Upon the assumption that this legislation effectively prohibited both state and interstate transportation of such commodities within the state, the railroad company notified all of its agents, in and out of the state, to refuse to receive such liquors when consigned to any local-option point. This notification was by a printed circular letter, which set out the full text of the act, and gave a full list of all such local-option points. In express terms this [223 U.S. 70, 82] notification applied to both inter and intrastate shipments; and, it is averred, this circular was filed with the Interstate Commerce Commission. It is not, however, averred that the Commission either took any action thereon, or that it was asked to take any action.
The legality of the attitude of the railroad company toward interstate shipments of intoxicating liquors to local-option points in Kentucky must turn upon the validity of that legislation as applied to interstate shipments.
By a long line of decisions, beginning even prior to Leisy v. Hardin, 135 U.S. 100 , 34 L. ed. 128, 3 Inters. Com. Rep. 36, 10 Sup. Ct. Rep. 681, it has been indisputably determined:
a. That beer and other intoxicating liquors are a recognized and legitimate subject of interstate commerce;
b. That it is not competent for any state to forbid any common carrier to transport such articles from a consignor in one state to a consignee in another;
c. That until such transportation is concluded by delivery to the consignee, such commodities do not become subject to state regulation, restraining their sale or disposition.
The Wilson act (26 Stat. at L. 313, chap. 728, U. S. Comp. Stat. 1901, p. 3177), which subjects such liquors to state regulation, although still in the original packages, does not apply before actual delivery to such consignee, where the shipment is interstate. Some of the many later cases in which these matters have been so determined and the Wilson act construed are: Rhodes v. Iowa, 170 U.S. 412 , 42 L. ed. 1088, 18 Sup. Ct. Rep. 664; Vance v. W. A. Vandercook Co. 170 U.S. 438 , 42 L. ed. 1100, 18 Sup. Ct. Rep. 674; Heyman v. Southern R. Co. 203 U.S. 270 , 51 L. ed. 178, 27 Sup. Ct. Rep. 104, 7 A. & E. Ann. Cas. 1130; Adams Exp. Co. v. Kentucky, 214 U.S. 218 , 53 L. ed. 972, 29 Sup. Ct. Rep. 633.
Valid as the Kentucky legislation undoubtedly was as a regulation in respect to intrastate shipments of such articles, it was most obviously never an effective enactment in so far as it undertook to regulate interstate shipments to dry points. Pending this very litigation, the Kentucky court of appeals, upon the authority of the line of cases [223 U.S. 70, 83] above cited, reached the same conclusion. Cincinnati, N. O. & T. P. R. Co. v. Com. 126 Ky. 563, 104 S. W. 394.

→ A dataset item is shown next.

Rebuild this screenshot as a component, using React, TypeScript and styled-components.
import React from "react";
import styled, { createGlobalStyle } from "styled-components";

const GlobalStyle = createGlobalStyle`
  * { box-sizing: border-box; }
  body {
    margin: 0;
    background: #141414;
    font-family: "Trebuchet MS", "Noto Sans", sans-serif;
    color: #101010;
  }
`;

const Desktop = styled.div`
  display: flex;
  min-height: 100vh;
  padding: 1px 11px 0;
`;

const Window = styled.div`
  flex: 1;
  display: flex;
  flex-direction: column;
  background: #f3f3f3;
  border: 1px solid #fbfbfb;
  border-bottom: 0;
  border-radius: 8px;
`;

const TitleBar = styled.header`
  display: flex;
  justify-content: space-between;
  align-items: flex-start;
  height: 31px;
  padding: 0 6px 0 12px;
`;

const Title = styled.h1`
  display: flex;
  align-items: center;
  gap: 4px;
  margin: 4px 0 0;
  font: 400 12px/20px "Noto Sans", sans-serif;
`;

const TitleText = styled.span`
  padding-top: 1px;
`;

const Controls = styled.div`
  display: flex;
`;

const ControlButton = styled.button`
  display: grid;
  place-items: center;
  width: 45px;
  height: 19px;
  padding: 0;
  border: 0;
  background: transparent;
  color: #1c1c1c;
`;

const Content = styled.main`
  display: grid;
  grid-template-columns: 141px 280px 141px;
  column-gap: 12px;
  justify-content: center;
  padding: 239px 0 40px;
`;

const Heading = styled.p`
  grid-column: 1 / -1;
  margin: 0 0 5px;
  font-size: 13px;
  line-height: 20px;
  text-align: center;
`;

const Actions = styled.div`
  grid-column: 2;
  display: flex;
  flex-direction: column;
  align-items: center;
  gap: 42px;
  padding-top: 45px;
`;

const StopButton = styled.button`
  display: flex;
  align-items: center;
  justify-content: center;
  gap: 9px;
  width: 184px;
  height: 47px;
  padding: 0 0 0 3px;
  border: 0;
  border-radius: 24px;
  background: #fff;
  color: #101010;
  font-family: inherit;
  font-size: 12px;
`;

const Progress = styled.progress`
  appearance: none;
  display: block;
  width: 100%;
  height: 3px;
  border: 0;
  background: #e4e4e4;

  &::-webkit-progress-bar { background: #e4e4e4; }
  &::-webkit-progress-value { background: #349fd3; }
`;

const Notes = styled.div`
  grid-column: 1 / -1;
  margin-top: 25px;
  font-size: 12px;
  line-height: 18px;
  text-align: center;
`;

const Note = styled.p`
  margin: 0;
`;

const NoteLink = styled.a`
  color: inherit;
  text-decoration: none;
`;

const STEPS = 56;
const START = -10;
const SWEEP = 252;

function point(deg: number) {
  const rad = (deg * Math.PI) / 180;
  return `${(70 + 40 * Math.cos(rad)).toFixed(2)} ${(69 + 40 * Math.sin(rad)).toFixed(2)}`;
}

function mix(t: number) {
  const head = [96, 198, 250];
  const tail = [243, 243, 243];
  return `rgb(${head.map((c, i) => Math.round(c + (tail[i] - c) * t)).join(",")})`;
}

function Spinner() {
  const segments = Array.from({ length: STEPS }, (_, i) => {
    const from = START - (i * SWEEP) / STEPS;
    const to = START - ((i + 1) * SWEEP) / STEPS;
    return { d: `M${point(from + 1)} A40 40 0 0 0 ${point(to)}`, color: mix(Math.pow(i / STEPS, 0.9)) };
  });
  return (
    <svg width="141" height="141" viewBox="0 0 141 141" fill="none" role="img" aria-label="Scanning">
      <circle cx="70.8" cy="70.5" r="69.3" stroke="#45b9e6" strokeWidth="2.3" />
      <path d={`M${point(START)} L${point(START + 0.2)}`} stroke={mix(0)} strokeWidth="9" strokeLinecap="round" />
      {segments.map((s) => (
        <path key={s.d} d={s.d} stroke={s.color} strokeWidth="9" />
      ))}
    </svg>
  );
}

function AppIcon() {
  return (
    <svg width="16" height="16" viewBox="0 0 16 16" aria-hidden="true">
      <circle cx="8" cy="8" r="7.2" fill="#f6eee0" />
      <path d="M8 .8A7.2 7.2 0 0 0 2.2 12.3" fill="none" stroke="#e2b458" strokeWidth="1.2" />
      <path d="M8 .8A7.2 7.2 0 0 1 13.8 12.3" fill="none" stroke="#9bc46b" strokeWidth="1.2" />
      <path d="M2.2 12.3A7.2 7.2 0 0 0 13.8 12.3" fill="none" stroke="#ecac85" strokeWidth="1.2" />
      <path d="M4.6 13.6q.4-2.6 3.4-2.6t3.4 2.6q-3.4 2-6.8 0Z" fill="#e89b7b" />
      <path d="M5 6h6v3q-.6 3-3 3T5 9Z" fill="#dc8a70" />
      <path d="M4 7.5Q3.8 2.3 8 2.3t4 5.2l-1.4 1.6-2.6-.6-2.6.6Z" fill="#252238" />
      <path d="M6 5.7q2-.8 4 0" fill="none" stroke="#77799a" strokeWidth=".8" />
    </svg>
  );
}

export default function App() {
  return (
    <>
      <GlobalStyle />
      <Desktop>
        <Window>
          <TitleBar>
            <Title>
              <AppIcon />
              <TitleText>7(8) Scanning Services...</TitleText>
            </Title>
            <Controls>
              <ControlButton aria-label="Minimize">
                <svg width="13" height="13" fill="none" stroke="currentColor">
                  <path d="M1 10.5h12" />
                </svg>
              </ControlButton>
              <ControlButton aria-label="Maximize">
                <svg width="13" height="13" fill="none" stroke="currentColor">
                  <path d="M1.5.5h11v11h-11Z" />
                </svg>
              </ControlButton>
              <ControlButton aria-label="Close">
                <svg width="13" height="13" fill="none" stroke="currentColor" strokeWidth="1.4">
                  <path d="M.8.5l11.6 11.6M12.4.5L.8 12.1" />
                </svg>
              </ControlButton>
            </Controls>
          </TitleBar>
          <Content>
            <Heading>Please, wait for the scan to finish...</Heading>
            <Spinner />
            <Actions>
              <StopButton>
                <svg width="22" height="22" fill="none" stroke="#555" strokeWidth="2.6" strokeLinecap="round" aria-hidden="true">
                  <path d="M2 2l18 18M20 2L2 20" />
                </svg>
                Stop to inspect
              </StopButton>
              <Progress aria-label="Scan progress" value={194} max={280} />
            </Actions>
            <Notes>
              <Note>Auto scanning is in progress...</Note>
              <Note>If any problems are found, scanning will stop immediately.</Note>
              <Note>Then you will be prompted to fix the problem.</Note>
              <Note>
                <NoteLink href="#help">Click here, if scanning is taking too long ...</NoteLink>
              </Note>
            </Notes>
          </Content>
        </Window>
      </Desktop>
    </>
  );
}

The obligation of the railroad company to conform to the requirements of the Kentucky law, so far as that law prohibited intrastate shipments, is clear, and to this extent its circular notification was commendable. But the duty of this company, as an interstate common carrier for hire, to receive for transportation to consignees upon its line in Kentucky from consignors in other states, any commodity which is an ordinary subject of interstate commerce and such transportation, could not be prohibited by any law of the state of such consignee, inasmuch as any such law would be an unlawful regulation of interstate commerce, not authorized by the police power of the state. It is obvious, therefore, that in so far as the Kentucky statute was an illegal regulation of interstate commerce, it neither imposed an obligation to obey, nor affords an excuse for refusal to perform the general duty of the railroad company as a common carrier of freight.

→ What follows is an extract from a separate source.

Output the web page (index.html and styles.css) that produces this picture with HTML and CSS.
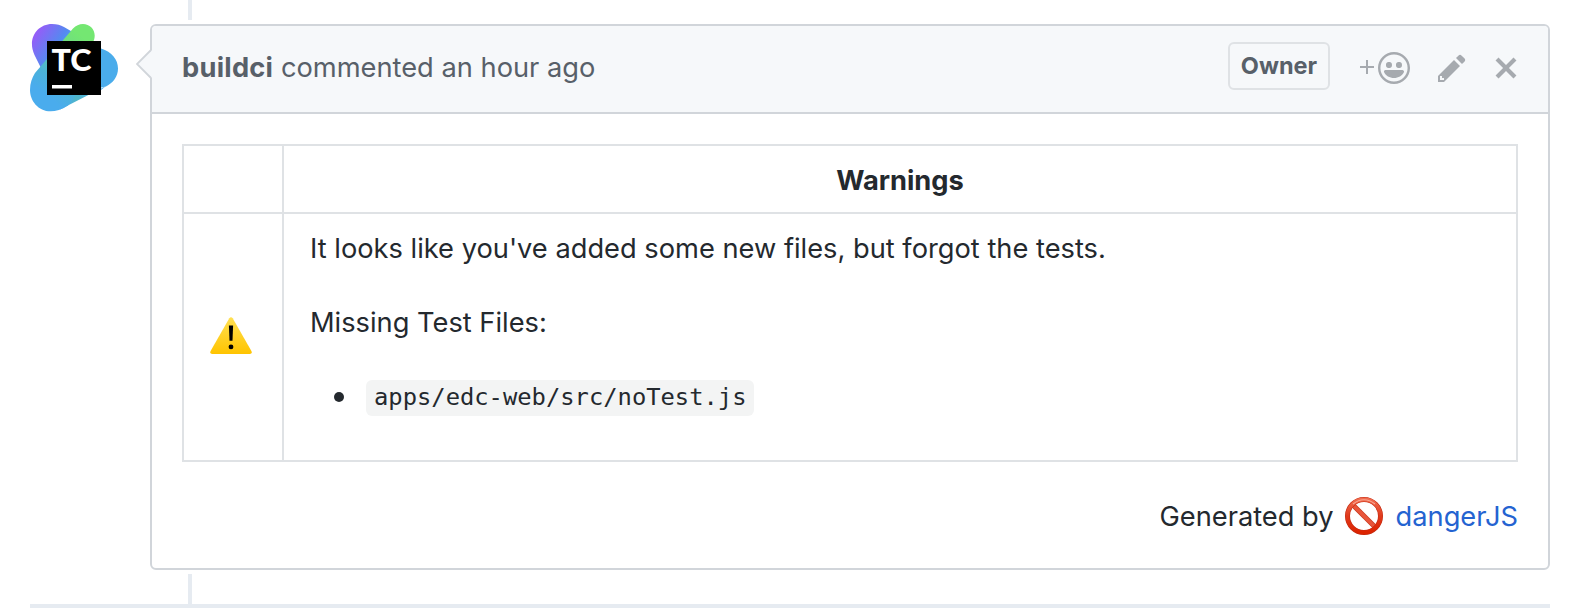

The fact that the circular notice of the company referred to was filed with the Interstate Commerce Commission is incidentally stated in the answer of the company, and this fact is now made the basis for an argument that neither the state court nor the circuit court had any jurisdiction, and that an application should have been made to the Interstate Commerce Commission for an order requiring the railroad company to desist from refusing to transport such articles in interstate commerce.

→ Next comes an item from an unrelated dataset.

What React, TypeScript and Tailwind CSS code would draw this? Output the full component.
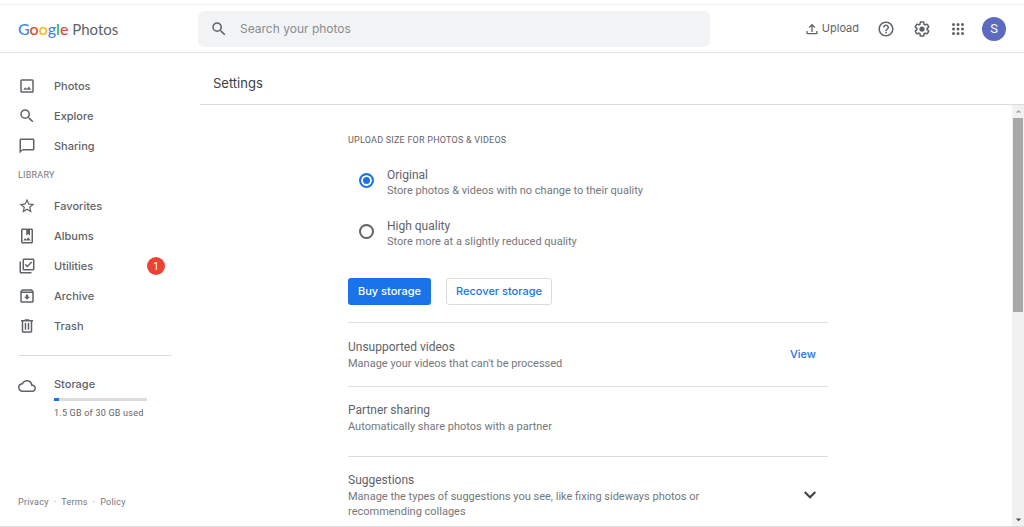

Why should the brewing company have made complaint to the Commission? What relief could it afford? There was no tariff question. There was no discrimination against shipments tendered by complainant and like shipments tendered by other brewers to the same points. There was no claim that the commodities tendered were inherently dangerous to transport, or that the railroad company did not have transportation facilities. Evansville [223 U.S. 70, 84] was not discriminated against in favor of like shipments to the same points. To say that there was a discrimination between shipments of intoxicants and other commodities does not make a case of discrimination or preference where the denial of such shipments is based, as is the case here, wholly and solely upon an illegal restraint upon that kind of interstate commerce, is to reason in a circle, for the question comes back at last to the validity of the law forbidding such shipments. There was no discrimination if the law was valid, and the result must turn not upon any administrative question or questions of fact within the scope of the power of the Commission, but upon the validity of the legislation which controlled the action of the carrier. That is a question of general law, for a judicial tribunal, and one not competent for the Commission as a purely administrative body.
The decision in the case of Texas & P. R. Co. v. Abilene Cotton Oil Co. 204 U.S. 426 , 51 L. ed. 553, 27 Sup. Ct. Rep. 350, 9 A. & E. Ann. Cas. 1075, is not applicable here. The question there was one of the reasonableness of a rate. Such a question is primarily one of administrative character, and the propriety of a prior resort to the Commission to obtain a ruling upon the question of reasonableness involved the very heart of the whole statute. That there might be uniformity in rate-making necessarily required a resort to that body as a basis for a common-law recovery of an excessive charge.
The result is that the decree of the court below must be affirmed.